How to Track Users Across Devices Without Third-Party Cookies
Users research on mobile and convert on desktop. Here's how to track the cross-device journey in a cookieless world.Includes implementation steps, metric definitions, and dashboard templates.
The average B2B buyer uses 3.2 devices during their purchase journey. They research on their phone during a commute, compare options on a laptop at work, and complete a demo request on a tablet at home. Each device creates a separate anonymous session in your analytics. Without cross-device tracking, that single buyer appears as three different users with three disconnected journeys. Your traffic is inflated, your conversion rates are deflated, and your attribution model is blind to the actual path a person takes from awareness to conversion.
Third-party cookies were the duct tape that held cross-device tracking together for two decades. Chrome's deprecation of third-party cookies (now complete as of mid-2025), combined with Safari and Firefox's earlier blocking, means the old approach is dead. This guide covers the modern techniques for tracking users across devices using first-party data, deterministic matching, and privacy-compliant probabilistic methods that work without third-party cookies.
- Cross-device tracking without third-party cookies relies on two mechanisms: deterministic matching (using authenticated user identifiers) and probabilistic matching (using device signals and behavior patterns). Deterministic matching is accurate but requires login. Probabilistic matching covers unauthenticated sessions with lower confidence.
- First-party identity resolution is the foundation. When a user authenticates on any device, tie their anonymous sessions to a persistent user ID. This retroactively connects pre-login behavior to the authenticated identity.

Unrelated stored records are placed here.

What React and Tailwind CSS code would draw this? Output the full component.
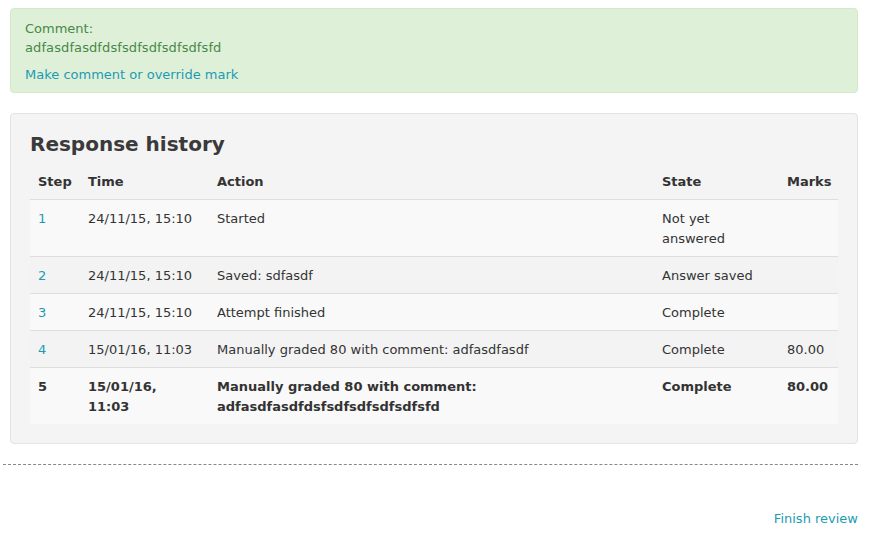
import React from "react";

const rows = [
  { step: "1", time: "24/11/15, 15:10", action: "Started", state: "Not yet answered", marks: "" },
  { step: "2", time: "24/11/15, 15:10", action: "Saved: sdfasdf", state: "Answer saved", marks: "" },
  { step: "3", time: "24/11/15, 15:10", action: "Attempt finished", state: "Complete", marks: "" },
  { step: "4", time: "15/01/16, 11:03", action: "Manually graded 80 with comment: adfasdfasdf", state: "Complete", marks: "80.00" },
];

export default function App() {
  const font = { fontFamily: '"DejaVu Sans", Verdana, sans-serif' };
  return (
    <div className="bg-white w-[879px] min-h-[549px] text-[13px] leading-[20px] text-[#333]" style={font}>
      <div className="pt-[8px] pl-[10px] w-[858px]">
        <div className="border border-[#d6e9c6] bg-[#dff0d8] rounded-[4px] pt-[10px] pb-[8px] pl-[14px] text-[#468847] leading-[19px]">
          <div className="mb-[8px]">
            <div>Comment:</div>
            <div className="tracking-[0.1px]">adfasdfasdfdsfsdfsdfsdfsdfsfd</div>
          </div>
          <div className="text-[#1c9bb3]">Make comment or override mark</div>
        </div>

        <div className="mt-[20px] border border-[#e3e3e3] bg-[#f4f4f4] rounded-[4px] px-[19px] pt-[18px] pb-[19px]">
          <h3 className="text-[20px] leading-[24px] font-bold text-[#3a3a3a] mb-[13px]">Response history</h3>
          <table className="w-full border-collapse table-fixed">
            <colgroup>
              <col className="w-[50px]" />
              <col className="w-[129px]" />
              <col className="w-[445px]" />
              <col className="w-[125px]" />
              <col />
            </colgroup>
            <thead>
              <tr className="border-b border-[#dddddd]">
                <th className="text-left font-bold px-[8px] pt-[3px] pb-[7px] align-bottom">Step</th>
                <th className="text-left font-bold px-[8px] pt-[3px] pb-[7px] align-bottom">Time</th>
                <th className="text-left font-bold px-[8px] pt-[3px] pb-[7px] align-bottom">Action</th>
                <th className="text-left font-bold px-[8px] pt-[3px] pb-[7px] align-bottom">State</th>
                <th className="text-left font-bold px-[8px] pt-[3px] pb-[7px] align-bottom">Marks</th>
              </tr>
            </thead>
            <tbody>
              {rows.map((r, i) => (
                <tr key={r.step} className={(i % 2 === 0 ? "bg-[#f9f9f9]" : "bg-[#f3f3f3]") + " border-b border-[#dddddd]"}>
                  <td className="px-[8px] pt-[9px] pb-[7px] align-top text-[#1c9bb3]">{r.step}</td>
                  <td className="px-[8px] pt-[9px] pb-[7px] align-top">{r.time}</td>
                  <td className="px-[8px] pt-[9px] pb-[7px] align-top">{r.action}</td>
                  <td className="px-[8px] pt-[9px] pb-[7px] align-top">{r.state === "Not yet answered" ? (<><div>Not yet</div><div>answered</div></>) : r.state}</td>
                  <td className="px-[8px] pt-[9px] pb-[7px] align-top">{r.marks}</td>
                </tr>
              ))}
              <tr className="bg-[#f9f9f9] font-bold">
                <td className="px-[8px] pt-[9px] pb-[7px] align-top">5</td>
                <td className="px-[8px] pt-[9px] pb-[7px] align-top"><div>15/01/16,</div><div>11:03</div></td>
                <td className="px-[8px] pt-[9px] pb-[7px] align-top"><div>Manually graded 80 with comment:</div><div>adfasdfasdfdsfsdfsdfsdfsdfsfd</div></td>
                <td className="px-[8px] pt-[9px] pb-[7px] align-top">Complete</td>
                <td className="px-[8px] pt-[9px] pb-[7px] align-top">80.00</td>
              </tr>
            </tbody>
          </table>
        </div>
      </div>

      <div className="mt-[20px] ml-[3px] w-[855px] border-t border-dashed border-[#888]"></div>

      <div className="w-[858px] flex justify-end mt-[44px]">
        <span className="text-[#1c9bb3]">Finish review</span>
      </div>
    </div>
  );
}
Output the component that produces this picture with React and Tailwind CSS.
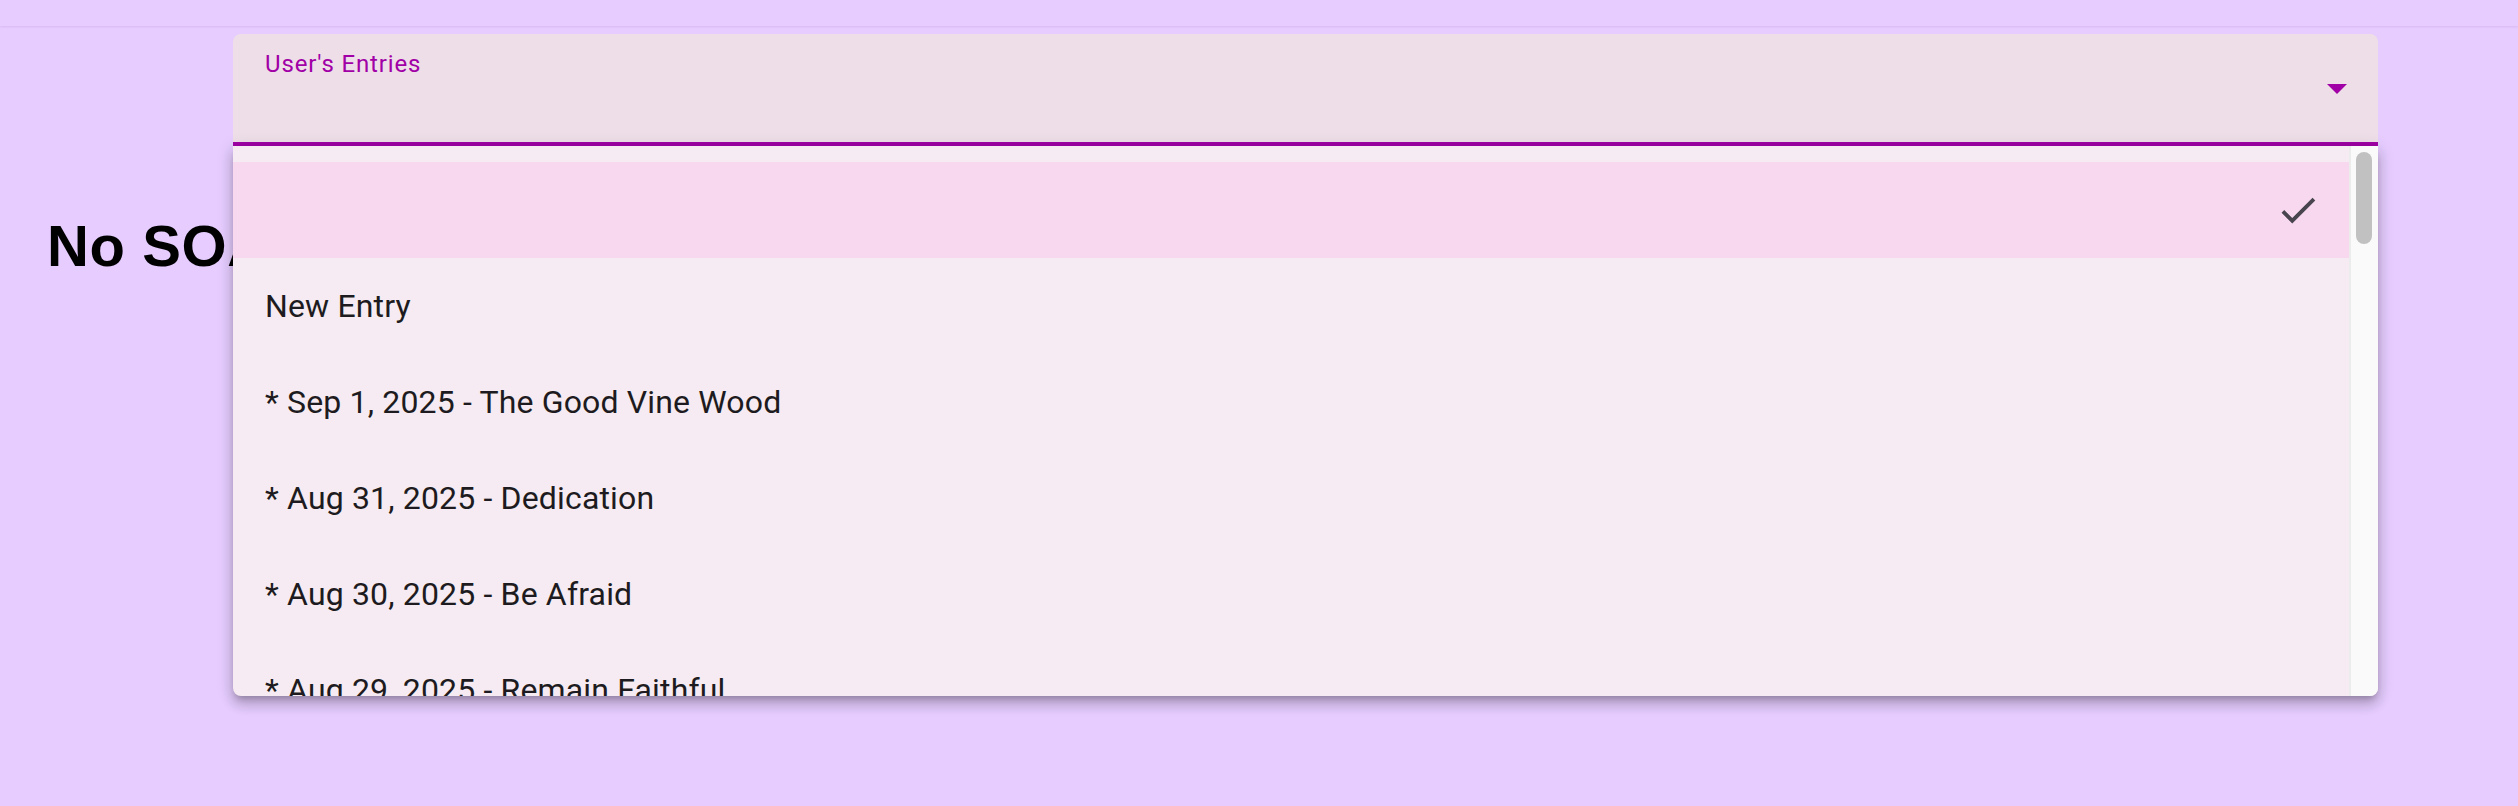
import React from "react";

const entries = [
	"New Entry",
	"* Sep 1, 2025 - The Good Vine Wood",
	"* Aug 31, 2025 - Dedication",
	"* Aug 30, 2025 - Be Afraid",
	"* Aug 29, 2025 - Remain Faithful",
];

const CheckIcon = () => (
	<svg viewBox="0 0 24 24" className="w-[46px] h-[46px]" fill="#49454f">
		<path d="M9 16.17 4.83 12l-1.42 1.41L9 19 21 7l-1.41-1.41z" />
	</svg>
);

const ArrowDropDown = () => (
	<svg viewBox="0 0 24 24" className="w-[48px] h-[48px]" fill="#a000a6">
		<path d="M7 10l5 5 5-5z" />
	</svg>
);

const EntryMenu = () => (
	<div className="absolute left-[233px] top-[146px] w-[2145px] h-[550px] flex bg-[#f6ebf2] rounded-b-[8px] overflow-hidden shadow-[0_5px_6px_-3px_rgba(0,0,0,0.2),0_9px_12px_1px_rgba(0,0,0,0.14),0_3px_16px_2px_rgba(0,0,0,0.12)]">
		<ul className="flex-1 pt-[16px] overflow-hidden">
			{/* selected empty option */}
			<li className="h-[96px] flex items-center justify-end pr-[28px] bg-[#f8d8ef]">
				<CheckIcon />
			</li>
			{entries.map((label, i) => (
				<li key={i} className="h-[96px] flex items-center pl-[32px] text-[32px] tracking-[0.005em] text-[#1d1b20] whitespace-nowrap">
					{label}
				</li>
			))}
		</ul>
		{/* scrollbar */}
		<div className="w-[29px] bg-[#fafafa] border-l-2 border-[#ececec] pt-[6px] pl-[5px]">
			<div className="w-[16px] h-[92px] rounded-full bg-[#c1c1c1]" />
		</div>
	</div>
);

export default function App() {
	return (
		<div className="relative min-h-screen bg-[#e6ccff] font-['Roboto',sans-serif]">
			<div className="h-[26px] shadow-[0_1px_2px_rgba(120,60,160,0.12)]" />

			<div className="ml-[233px] mr-[140px] mt-[8px]">
				<div className="relative h-[112px] rounded-t-[8px] bg-[#eedee8] border-b-4 border-[#a000a6] flex items-center justify-end pr-[17px]">
					<span className="absolute left-[32px] top-[14px] text-[24px] leading-[32px] tracking-[0.035em] text-[#a000a6]">
						User's Entries
					</span>
					<ArrowDropDown />
				</div>
			</div>

			<h1 className="mt-[68px] ml-[47px] text-[58px] leading-[64px] tracking-[0.01em] font-bold text-black font-['Liberation_Sans',Arial,sans-serif]">
				No SOAP Journal Entry Selected
			</h1>

			<EntryMenu />
		</div>
	);
}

- Server-side tracking replaces client-side cookie dependency. By sending events through your server (or a server-side tag manager), you control the identifier lifecycle and avoid browser-level cookie restrictions.
- Privacy compliance is not optional. Every cross-device tracking implementation must include user consent, data minimization, and transparent disclosure. GDPR, CCPA, and emerging regulations require explicit consent for cross-device identity resolution.

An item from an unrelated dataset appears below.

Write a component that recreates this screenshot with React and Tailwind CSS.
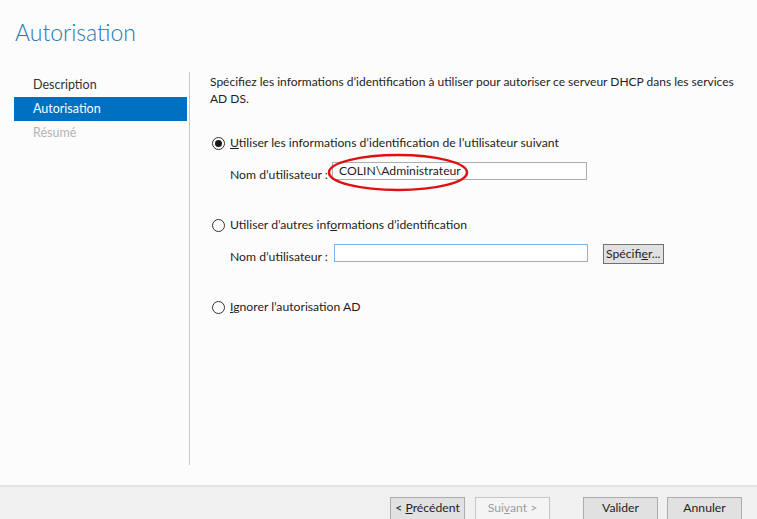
import React, { useState } from "react";

const font = { fontFamily: 'Lato, "Liberation Sans", sans-serif' };

const Radio = ({ checked, onClick, children }) => (
  <div className="flex items-center h-[17px] cursor-default" onClick={onClick}>
    <span className="w-[13px] h-[13px] rounded-full border border-[#333] bg-white flex items-center justify-center ml-[2px]">
      {checked && <span className="w-[7px] h-[7px] rounded-full bg-[#1a1a1a]" />}
    </span>
    <span className="ml-[5px] text-[12.2px] text-[#1e1e1e]">{children}</span>
  </div>
);

const Button = ({ children, disabled, className = "" }) => (
  <button
    disabled={disabled}
    className={
      "h-[23px] w-[75px] text-[12.2px] border " +
      (disabled
        ? "bg-[#f4f4f4] border-[#c6c6c6] text-[#9d9d9d] "
        : "bg-[#e1e1e1] border-[#adadad] text-[#1e1e1e] ") +
      className
    }
  >
    {children}
  </button>
);

const App = () => {
  const [mode, setMode] = useState(0);
  const steps = ["Description", "Autorisation", "Résumé"];

  return (
    <div className="w-[757px] h-[519px] bg-[#fcfcfc] flex flex-col overflow-hidden" style={font}>
      <div className="h-[72px] pl-[15px] pt-[16px]">
        <h1 className="text-[23px] leading-[32px] font-light text-[#1b79b3]">Autorisation</h1>
      </div>

      <div className="flex-1 flex pb-[20px]">
        <div className="w-[190px] border-r border-[#c9c9c9] pl-[14px] pr-[2px] pt-[1px]">
          {steps.map((s, i) => (
            <div
              key={s}
              className={
                "h-[24px] pl-[19px] flex items-center text-[12.5px] " +
                (i === 1 ? "bg-[#0070c0] text-white" : i === 2 ? "text-[#b4b4b4]" : "text-[#333]")
              }
            >
              {s}
            </div>
          ))}
        </div>

        <div className="flex-1 pl-[20px] pr-[8px] text-[12.2px] text-[#1e1e1e]">
          <p className="leading-[17px] text-[12px] pt-[1px]">
            Spécifiez les informations d’identification à utiliser pour autoriser ce serveur DHCP dans les services AD DS.
          </p>

          <div className="mt-[28px]">
            <Radio checked={mode === 0} onClick={() => setMode(0)}>
              <u>U</u>tiliser les informations d’identification de l’utilisateur suivant
            </Radio>
            <div className="flex items-start mt-[10px] ml-[20px]">
              <span className="w-[102px] whitespace-nowrap leading-[18px] mt-[4px]">Nom d’utilisateur :</span>
              <div className="relative">
                <div className="w-[255px] h-[18px] border border-[#abadb3] bg-white pl-[6px] flex items-center leading-none">
                  COLIN\Administrateur
                </div>
                <svg className="absolute left-[-5px] top-[-10px]" width="146" height="40" viewBox="0 0 146 40">
                  <ellipse cx="71" cy="20.5" rx="69" ry="17.5" fill="none" stroke="#e01010" strokeWidth="2.5" />
                </svg>
              </div>
            </div>
          </div>

          <div className="mt-[33px]">
            <Radio checked={mode === 1} onClick={() => setMode(1)}>
              Utiliser d’autres inf<u>o</u>rmations d’identification
            </Radio>
            <div className="flex items-start mt-[10px] ml-[20px]">
              <span className="w-[104px] whitespace-nowrap leading-[18px] mt-[4px]">Nom d’utilisateur :</span>
              <input className="w-[254px] h-[18px] border border-[#7eb4ea] bg-white outline-none px-[4px] text-[12px]" />
              <button className="ml-[15px] h-[20px] px-[2px] border border-[#707070] bg-[#e1e1e1] text-[12.2px] leading-none">
                Spécifi<u>e</u>r...
              </button>
            </div>
          </div>

          <div className="mt-[33px]">
            <Radio checked={mode === 2} onClick={() => setMode(2)}>
              <u>I</u>gnorer l’autorisation AD
            </Radio>
          </div>
        </div>
      </div>

      <div className="h-[34px] border-t-2 border-[#e3e3e3] bg-[#f0f0f0] flex pt-[10px] pr-[15px]">
        <div className="flex-1" />
        <Button>
          &lt; <u>P</u>récédent
        </Button>
        <Button disabled className="ml-[10px]">
          Sui<u>v</u>ant &gt;
        </Button>
        <Button className="ml-[33px]">Valider</Button>
        <Button className="ml-[9px]">Annuler</Button>
      </div>
    </div>
  );
};

export default App;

Why Third-Party Cookie Deprecation Broke Cross-Device Tracking
To understand the solution, you need to understand what broke. Third-party cookies allowed advertising and analytics platforms to set cookies from their domain (doubleclick.net, facebook.com, analytics-platform.com) on any website. Because the cookie belonged to the platform's domain, it was accessible on every site the user visited, creating a persistent identifier that followed the user across websites and, indirectly, across devices when combined with login signals.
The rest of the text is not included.